§ GIVEN EXERCISE
Starting at the top of the entries below, write out each line up to and including the one containing "string; c?: Cell;". Leave the pictures out.

++++ THE INPUT

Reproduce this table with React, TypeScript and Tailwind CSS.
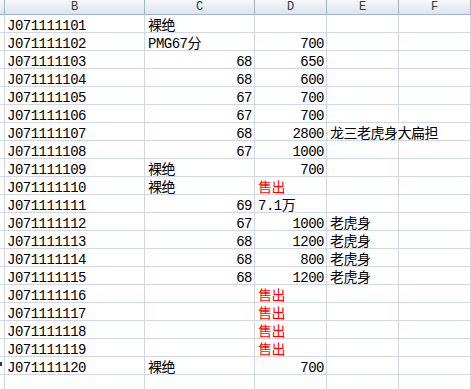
import React from "react";

type Cell = { text?: string; red?: boolean; num?: boolean };
type Row = { id: string; c?: Cell; d?: Cell; e?: string };

const rows: Row[] = [
  { id: "J071111101", c: { text: "裸绝" } },
  { id: "J071111102", c: { text: "PMG67分" }, d: { text: "700", num: true } },
  { id: "J071111103", c: { text: "68", num: true }, d: { text: "650", num: true } },
  { id: "J071111104", c: { text: "68", num: true }, d: { text: "600", num: true } },
  { id: "J071111105", c: { text: "67", num: true }, d: { text: "700", num: true } },
  { id: "J071111106", c: { text: "67", num: true }, d: { text: "700", num: true } },
  { id: "J071111107", c: { text: "68", num: true }, d: { text: "2800", num: true }, e: "龙三老虎身大扁担" },
  { id: "J071111108", c: { text: "67", num: true }, d: { text: "1000", num: true } },
  { id: "J071111109", c: { text: "裸绝" }, d: { text: "700", num: true } },
  { id: "J071111110", c: { text: "裸绝" }, d: { text: "售出", red: true } },
  { id: "J071111111", c: { text: "69", num: true }, d: { text: "7.1万" } },
  { id: "J071111112", c: { text: "67", num: true }, d: { text: "1000", num: true }, e: "老虎身" },
  { id: "J071111113", c: { text: "68", num: true }, d: { text: "1200", num: true }, e: "老虎身" },
  { id: "J071111114", c: { text: "68", num: true }, d: { text: "800", num: true }, e: "老虎身" },
  { id: "J071111115", c: { text: "68", num: true }, d: { text: "1200", num: true }, e: "老虎身" },
  { id: "J071111116", d: { text: "售出", red: true } },
  { id: "J071111117", d: { text: "售出", red: true } },
  { id: "J071111118", d: { text: "售出", red: true } },
  { id: "J071111119", d: { text: "售出", red: true } },
  { id: "J071111120", c: { text: "裸绝" }, d: { text: "700", num: true } },
];

const font = {
  fontFamily: '"Liberation Mono", "Noto Sans CJK SC", monospace',
};

const cellBase =
  "h-[18px] border-r border-b border-[#d0d7e5] text-[14px] leading-[14px] pt-[4px] whitespace-nowrap overflow-hidden tracking-[-0.5px]";

function DataCell({ cell }: { cell?: Cell }) {
  if (!cell?.text) return <div className={cellBase} />;
  return (
    <div
      className={`${cellBase} ${cell.num ? "text-right pr-[2px]" : "pl-[3px]"} ${
        cell.red ? "text-[#ff0000]" : "text-black"
      }`}
    >
      {cell.text}
    </div>
  );
}

const headers = ["B", "C", "D", "E", "F"];

export default function App() {
  return (
    <div className="h-[389px] w-[471px] overflow-hidden bg-white" style={font}>
      <div className="grid grid-cols-[5px_140px_110px_72px_72px_72px]">
        {/* column headers */}
        <div className="h-[15px] border-r border-b border-[#9eb6ce] bg-gradient-to-b from-[#f6f8fb] to-[#dde4ee]" />
        {headers.map((h) => (
          <div
            key={h}
            className="h-[15px] border-r border-b border-[#9eb6ce] bg-gradient-to-b from-[#f6f8fb] to-[#dde4ee] text-center text-[12px] leading-[15px] text-[#27413e]"
          >
            {h}
          </div>
        ))}

        {rows.map((r, i) => (
          <React.Fragment key={r.id}>
            <div className="relative h-[18px] border-r border-b border-[#d0d7e5] bg-white">
              {i === 19 && <span className="absolute left-0 top-[5px] h-[4px] w-[2px] bg-[#333]" />}
            </div>
            <div className={`${cellBase} pl-[2px] text-black`}>{r.id}</div>
            <DataCell cell={r.c} />
            <DataCell cell={r.d} />
            {r.e && r.e.length > 4 ? (
              <div className={`${cellBase} col-span-2 pl-[3px] text-black`}>{r.e}</div>
            ) : (
              <>
                <div className={`${cellBase} pl-[3px] text-black`}>{r.e}</div>
                <div className={cellBase} />
              </>
            )}
          </React.Fragment>
        ))}

        {/* trailing partial row */}
        <div className="h-[18px] border-r border-b border-[#d0d7e5]" />
        <div className={cellBase} />
        <div className={cellBase} />
        <div className={cellBase} />
        <div className={cellBase} />
        <div className={cellBase} />
      </div>
    </div>
  );
}
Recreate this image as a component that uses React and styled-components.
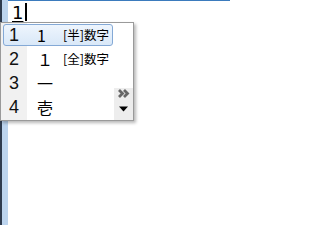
import React from 'react'
import styled, { createGlobalStyle, css } from 'styled-components'

const Global = createGlobalStyle`
	html, body {
		margin: 0;
		padding: 0;
		background: #ffffff;
	}
`

const Page = styled.div`
	position: relative;
	display: flex;
	width: 230px;
	height: 225px;
	overflow: hidden;
`
const EdgeLine = styled.div`
	width: 2px;
	background: #2e3b4e;
`
const Gutter = styled.div`
	width: 6px;
	background: #bcd4ee;
`
const Editor = styled.div`
	flex: 1;
	border-top: 1px solid #3b7bbd;
	padding: 2px 0 0 3px;
`
const Composition = styled.div`
	display: flex;
	align-items: flex-start;
	height: 19px;
	font-family: "DejaVu Sans", sans-serif;
	font-size: 18px;
	line-height: 19px;
	color: #000;
`
const Pending = styled.span`
	text-decoration: underline;
	text-underline-offset: 2px;
	text-decoration-thickness: 1px;
	padding: 0 1px;
`
const Caret = styled.span`
	width: 2px;
	height: 18px;
	margin-left: 1px;
	background: #000;
`

const Popup = styled.div`
	position: absolute;
	left: 0;
	top: 22px;
	width: 134px;
	height: 99px;
	box-sizing: border-box;
	display: flex;
	background: #fff;
	border: 1px solid #9a9a9a;
	box-shadow: 2px 2px 3px rgba(0, 0, 0, 0.28);
`
const List = styled.div`
	width: 113px;
	display: flex;
	flex-direction: column;
	background: linear-gradient(to right, #f1f1f1 26px, #ffffff 26px);
`
const Row = styled.div`
	position: relative;
	display: flex;
	align-items: center;
	height: 24px;
	${p => p.$selected && css`
		&::before {
			content: "";
			position: absolute;
			left: 2px;
			top: 1px;
			width: 110px;
			height: 22px;
			box-sizing: border-box;
			border: 1px solid #84a9d6;
			border-radius: 3px;
			background: linear-gradient(#eef5fd, #d9e8f8);
		}
	`}
`
const Num = styled.span`
	position: relative;
	width: 26px;
	text-align: center;
	font-family: "Liberation Sans", sans-serif;
	font-size: 18px;
	color: #111;
`
const Cand = styled.span`
	position: relative;
	width: 26px;
	padding-left: 10px;
	font-family: "Noto Sans CJK JP", sans-serif;
	font-size: 16px;
	line-height: 20px;
	color: #000;
`
const Note = styled.span`
	position: relative;
	font-family: "Noto Sans CJK JP", sans-serif;
	font-size: 12.5px;
	line-height: 20px;
	color: #000;
`
const Side = styled.div`
	width: 19px;
	display: flex;
	flex-direction: column;
	justify-content: flex-end;
`
const Pager = styled.div`
	height: 32px;
	display: flex;
	flex-direction: column;
	align-items: center;
	padding-top: 1px;
	box-sizing: border-box;
	background: #ededed;
`
const PagerGap = styled.div`
	flex: 1;
`

const candidates = [
	{ n: '1', text: '1', note: '[半]数字' },
	{ n: '2', text: '１', note: '[全]数字' },
	{ n: '3', text: '一' },
	{ n: '4', text: '壱' },
]

const Chevrons = () => (
	<svg width="12" height="9" viewBox="0 0 12 9">
		<path d="M1 1 L4.5 4.5 L1 8 M6 1 L9.5 4.5 L6 8" fill="none" stroke="#666" strokeWidth="2.8" />
	</svg>
)

const DownArrow = () => (
	<svg width="9" height="6" viewBox="0 0 9 6">
		<path d="M0 0.5 H9 L4.5 5.5 Z" fill="#000" />
	</svg>
)

const App = () => {
	return (
		<Page>
			<Global />
			<EdgeLine />
			<Gutter />
			<Editor>
				<Composition>
					<Pending>1</Pending>
					<Caret />
				</Composition>
			</Editor>
			<Popup>
				<List>
					{
						candidates.map((c, i) => (
							<Row key={c.n} $selected={i === 0}>
								<Num>{c.n}</Num>
								<Cand>{c.text}</Cand>
								{c.note && <Note>{c.note}</Note>}
							</Row>
						))
					}
				</List>
				<Side>
					<Pager>
						<Chevrons />
						<PagerGap />
						<DownArrow />
						<PagerGap />
					</Pager>
				</Side>
			</Popup>
		</Page>
	)
}

export default App
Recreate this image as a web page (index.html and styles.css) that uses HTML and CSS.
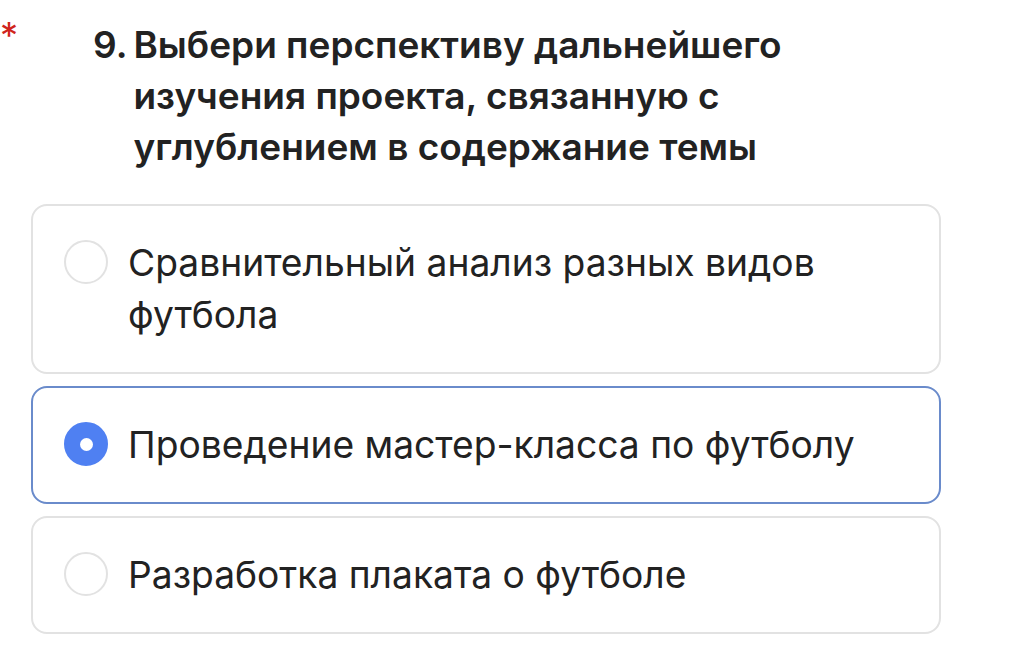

++++++++

§ SOLUTION BELOW
Reproduce this table with React, TypeScript and Tailwind CSS.
import React from "react";

type Cell = { text?: string; red?: boolean; num?: boolean };
type Row = { id: string; c?: Cell; d?: Cell; e?: string };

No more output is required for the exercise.